The milk is provided by sheep which are kept on open terrain, free to move to new pastures within the designated geographical area. Their food is largely wild plants and grass supplemented by concentrates when necessary. The cows are kept stabled for most of the year but when conditions are favourable they are tethered in open pasture. The goats are grazed on fenced land within the specified area and gathered in at night. The animals may be milked mechanically or manually. The former are conditions of the Spanish Denomination of Origin.

The curdling medium may be vegetable or animal depending on the type of cheese being made. Salt is added to the milk but not exceeding 30 g per 100 litres (galls) of milk. For Flor cheese, the vegetable rennet (liquid extract of the cardoon) is added when the milk has been heated to between 28 °C and 35 °C and maintained for 60 to 90 minutes. For Half-Flor cheese the curdling agent must be 50% cardoon juice and 50% another vegetable or authorized rennet. It is heated to 28–38 °C and maintained for a maximum of 1 hour. For Guía cheese the rennet used may be animal, vegetable or chemical or a mixture. The milk is heated to 30–38 °C and maintained for as long as an analysis shows it to be ready.

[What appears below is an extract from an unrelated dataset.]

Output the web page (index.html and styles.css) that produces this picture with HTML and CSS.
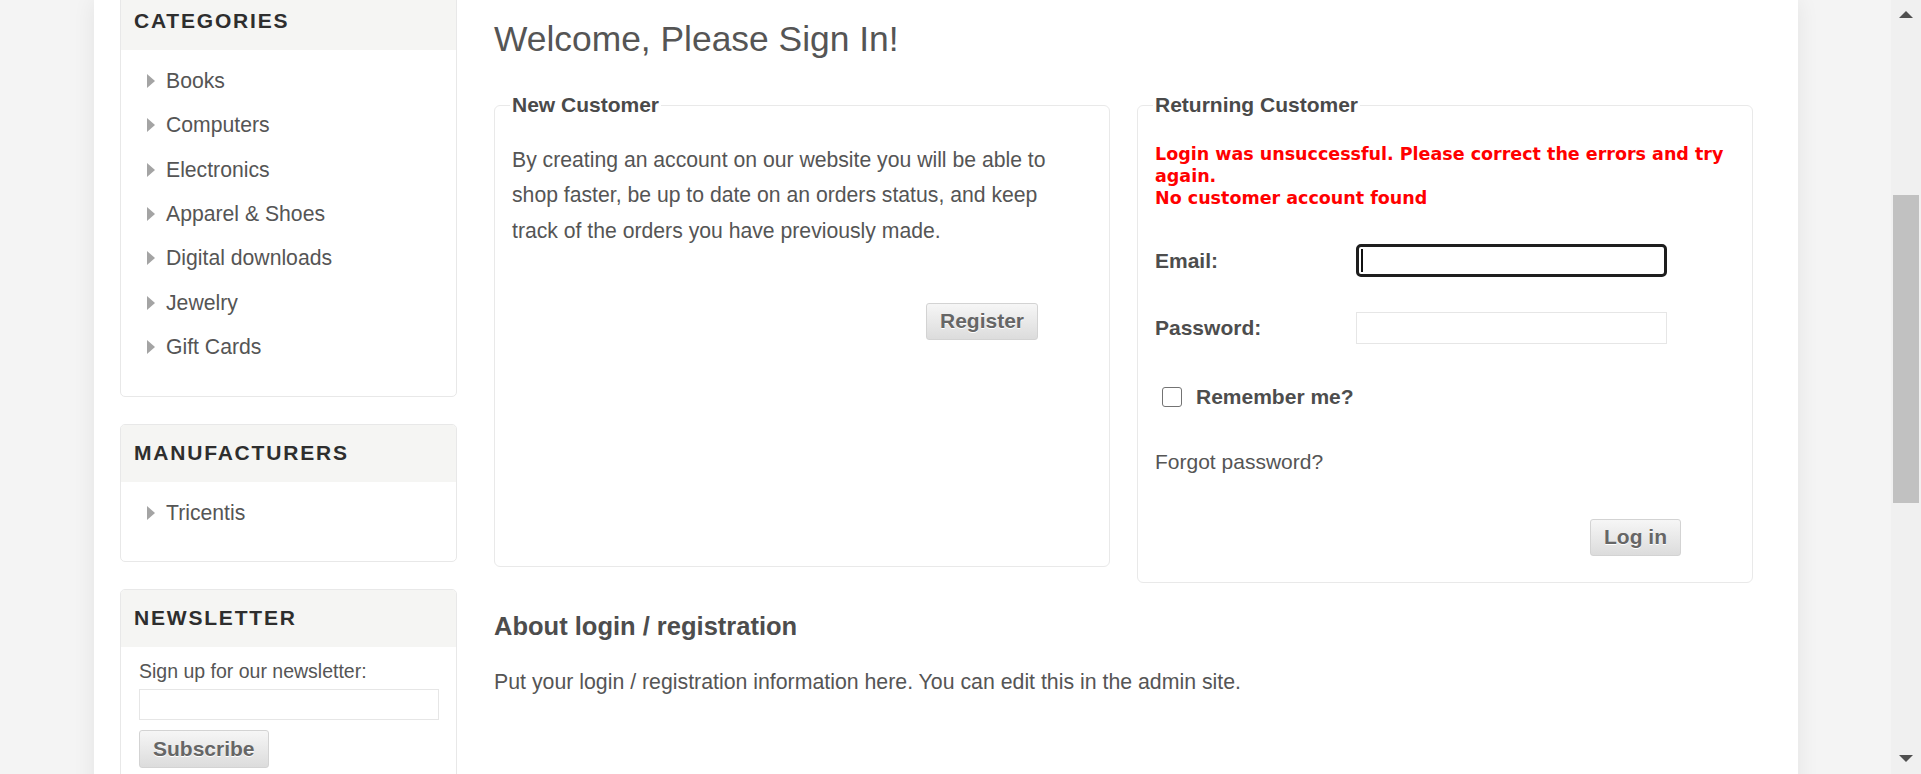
FILE: index.html
```html
<!DOCTYPE html>
<html lang="en">
<head>
<meta charset="utf-8">
<title>Login</title>
<link rel="stylesheet" href="styles.css">
</head>
<body>
<div class="page">
  <div class="master">
    <aside class="side">
      <div class="block">
        <div class="block-title">Categories</div>
        <ul class="list">
          <li>Books</li>
          <li>Computers</li>
          <li>Electronics</li>
          <li>Apparel &amp; Shoes</li>
          <li>Digital downloads</li>
          <li>Jewelry</li>
          <li>Gift Cards</li>
        </ul>
      </div>
      <div class="block">
        <div class="block-title">Manufacturers</div>
        <ul class="list">
          <li>Tricentis</li>
        </ul>
      </div>
      <div class="block">
        <div class="block-title">Newsletter</div>
        <div class="news">
          <div class="news-label">Sign up for our newsletter:</div>
          <input class="news-input" type="text">
          <button class="btn btn-sub" type="button">Subscribe</button>
        </div>
      </div>
    </aside>
    <main class="main">
      <h1 class="page-title">Welcome, Please Sign In!</h1>
      <div class="customers">
        <fieldset class="box box-new">
          <legend>New Customer</legend>
          <p class="intro">By creating an account on our website you will be able to shop faster, be up to date on an orders status, and keep track of the orders you have previously made.</p>
          <div class="actions actions-new">
            <button class="btn" type="button">Register</button>
          </div>
        </fieldset>
        <fieldset class="box box-ret">
          <legend>Returning Customer</legend>
          <div class="errors">
            <div>Login was unsuccessful. Please correct the errors and try again.</div>
            <div>No customer account found</div>
          </div>
          <div class="field field-email">
            <label>Email:</label>
            <span class="caret-wrap"><input class="input input-focus" type="text"><span class="caret"></span></span>
          </div>
          <div class="field field-pass">
            <label>Password:</label>
            <input class="input" type="password">
          </div>
          <div class="remember">
            <input class="check" type="checkbox">
            <span class="remember-label">Remember me?</span>
          </div>
          <div class="forgot">Forgot password?</div>
          <div class="actions actions-ret">
            <button class="btn" type="button">Log in</button>
          </div>
        </fieldset>
      </div>
      <h2 class="about-title">About login / registration</h2>
      <p class="about-text">Put your login / registration information here. You can edit this in the admin site.</p>
    </main>
  </div>
</div>
<div class="scrollbar">
  <span class="sb-up"></span>
  <span class="sb-thumb"></span>
  <span class="sb-down"></span>
</div>
</body>
</html>
```
FILE: styles.css
```css
* { box-sizing: border-box; }

html, body {
  margin: 0;
  padding: 0;
  overflow: hidden;
}

body {
  background: #f4f4f4;
  font-family: "Liberation Sans", Arial, sans-serif;
  color: #555;
  width: 1921px;
  height: 774px;
}

.page {
  width: 1891px;
}

.master {
  width: 1704px;
  margin-left: 94px;
  background: #fff;
  box-shadow: 0 0 22px rgba(0, 0, 0, 0.07);
  display: flex;
  align-items: flex-start;
  padding-left: 26px;
  padding-bottom: 60px;
  min-height: 900px;
}

/* ---------- sidebar ---------- */
.side {
  width: 337px;
  flex: none;
  margin-top: -8px;
  display: flex;
  flex-direction: column;
  gap: 27px;
}

.block {
  border: 1px solid #e8e8e8;
  border-radius: 5px;
  overflow: hidden;
  background: #fff;
}

.block-title {
  background: #f5f5f3;
  padding: 16px 13px 17px;
  font-size: 21px;
  line-height: 24px;
  font-weight: bold;
  letter-spacing: 1.8px;
  text-transform: uppercase;
  color: #2e2e2e;
}

.list {
  list-style: none;
  margin: 0;
  padding: 9px 0 26.5px 26px;
}

.list li {
  display: flex;
  align-items: center;
  height: 44.3px;
  font-size: 21.2px;
  color: #555;
}

.list li::before {
  content: "";
  width: 0;
  height: 0;
  border-left: 8px solid #a4a4a4;
  border-top: 7px solid transparent;
  border-bottom: 7px solid transparent;
  margin-right: 11px;
}

.news {
  padding: 13px 18px 40px;
}

.news-label {
  font-size: 19.5px;
  line-height: 22.4px;
  color: #555;
}

.news-input {
  display: block;
  width: 300px;
  height: 31px;
  margin: 6px 0 10px;
  border: 1px solid #e6e6e6;
  background: #fff;
}

/* ---------- buttons ---------- */
.btn {
  height: 37px;
  padding: 0 13px;
  border: 1px solid #d3d3d3;
  border-radius: 3px;
  background: linear-gradient(#f6f6f6, #dcdcdc);
  font-family: "Liberation Sans", Arial, sans-serif;
  font-weight: bold;
  font-size: 21px;
  color: #666;
  text-shadow: 0 1px 0 #fff;
}

.btn-sub {
  height: 38px;
  padding: 0 13px;
}

/* ---------- main ---------- */
.main {
  width: 1259px;
  flex: none;
  margin-left: 37px;
  padding-top: 19px;
}

.page-title {
  margin: 0 0 34px;
  font-size: 35.4px;
  line-height: 40px;
  font-weight: normal;
  color: #555;
}

.customers {
  display: flex;
  gap: 27px;
  align-items: flex-start;
}

.box {
  width: 616px;
  margin: 0;
  border: 1px solid #e9e9e9;
  border-radius: 6px;
  padding: 0 17px;
  min-width: 0;
}

.box legend {
  padding: 0 2px;
  margin-left: -2px;
  font-size: 21px;
  line-height: 24px;
  font-weight: bold;
  color: #4a4a4a;
}

.box-new {
  height: 474px;
}

.box-ret {
  padding-bottom: 26px;
}

.intro {
  margin: 25px 0 0;
  font-size: 21.2px;
  line-height: 35.3px;
  max-width: 560px;
}

.actions {
  display: flex;
  justify-content: flex-end;
  padding-right: 54px;
}

.actions-new {
  margin-top: 55px;
}

.actions-ret {
  margin-top: 44.7px;
}

.errors {
  margin-top: 27.3px;
  font-family: "DejaVu Sans", sans-serif;
  font-weight: bold;
  font-size: 17.5px;
  line-height: 21.7px;
  color: #ff0000;
}

.field {
  display: flex;
  align-items: center;
}

.field label {
  width: 201px;
  flex: none;
  font-weight: bold;
  font-size: 21px;
  color: #4d4d4d;
}

.field-email {
  margin-top: 34.6px;
  height: 33px;
}

.field-pass {
  margin-top: 35px;
  height: 32px;
}

.input {
  display: block;
  width: 311px;
  height: 32px;
  margin: 0;
  border: 1px solid #e6e6e6;
  background: #fff;
}

.input-focus {
  height: 33px;
  border: 3px solid #1e1e1e;
  border-radius: 5px;
  outline: none;
}

.caret-wrap {
  position: relative;
  display: block;
}

.caret {
  position: absolute;
  left: 5px;
  top: 5px;
  width: 2px;
  height: 23px;
  background: #111;
}

.remember {
  margin-top: 43px;
  display: flex;
  align-items: center;
  padding-left: 7px;
  height: 20px;
}

.check {
  appearance: none;
  -webkit-appearance: none;
  width: 20px;
  height: 20px;
  margin: 0;
  border: 1.5px solid #737373;
  border-radius: 3px;
  background: #fff;
}

.remember-label {
  margin-left: 14px;
  font-weight: bold;
  font-size: 21px;
  color: #4d4d4d;
}

.forgot {
  margin-top: 43.3px;
  font-size: 21px;
  line-height: 24px;
}

.about-title {
  margin: 28px 0 0;
  font-size: 25.5px;
  line-height: 30px;
  font-weight: bold;
  color: #4d4d4d;
}

.about-text {
  margin: 28.7px 0 0;
  font-size: 21.3px;
  line-height: 24px;
}

/* ---------- fake scrollbar (overlay) ---------- */
.scrollbar {
  position: fixed;
  top: 0;
  right: 0;
  width: 30px;
  height: 774px;
  background: #f0f0f0;
}

.sb-up {
  position: absolute;
  top: 11px;
  left: 8px;
  width: 0;
  height: 0;
  border-bottom: 7px solid #505050;
  border-left: 7px solid transparent;
  border-right: 7px solid transparent;
}

.sb-thumb {
  position: absolute;
  top: 195px;
  left: 2px;
  width: 26px;
  height: 308px;
  background: #c1c1c1;
}

.sb-down {
  position: absolute;
  bottom: 12px;
  left: 8px;
  width: 0;
  height: 0;
  border-top: 7px solid #505050;
  border-left: 7px solid transparent;
  border-right: 7px solid transparent;
}
```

The curd is then cut to the size of between rice grains and chickpeas with the typical lyres. It stands and drains and is then put into moulds for pressing. The pressing and moulding may be done manually or mechanically. The moulds for Flor de guía cheese have marks on their interiors to impart the geometric shape of a flower on the rind. Salt is sprinkled lightly on the face of the cheese in addition to the previously added salt. The cheese remains inside the ring-mould for 24 hours. It must then be matured for a minimum of 15 days and may be matured up to 60 days. During this time the cheeses are turned regularly and smoothed to improved their appearance. They may also be oiled with olive oil or some other vegetable oil. The older cheeses may have pimentón or gofio applied to the exterior. Any products used on the exterior of the cheese must be indicated on the packing.

==Flavour==
Overall the flavour is of dairy products with a saltiness, varying slightly according to the milks used. It does not have a very intense flavour, a creaminess and sometimes can be a little acid or spicy.

==Texture==
The texture is dense and without cavities. It can vary between firm and soft depending on its maturation. The colour is from ivory-white to yellow, depending on its age.

==Rind==
The rind can vary in colour from dark brown in long-matured cheeses to an ivory-white to cream on the less matured cheeses. The thickness of the rind depends on the maturation, a medium thick rind on older cheeses and a very thin rind on the less matured specimens. There may or may not be a flower design on the top face of the cheese.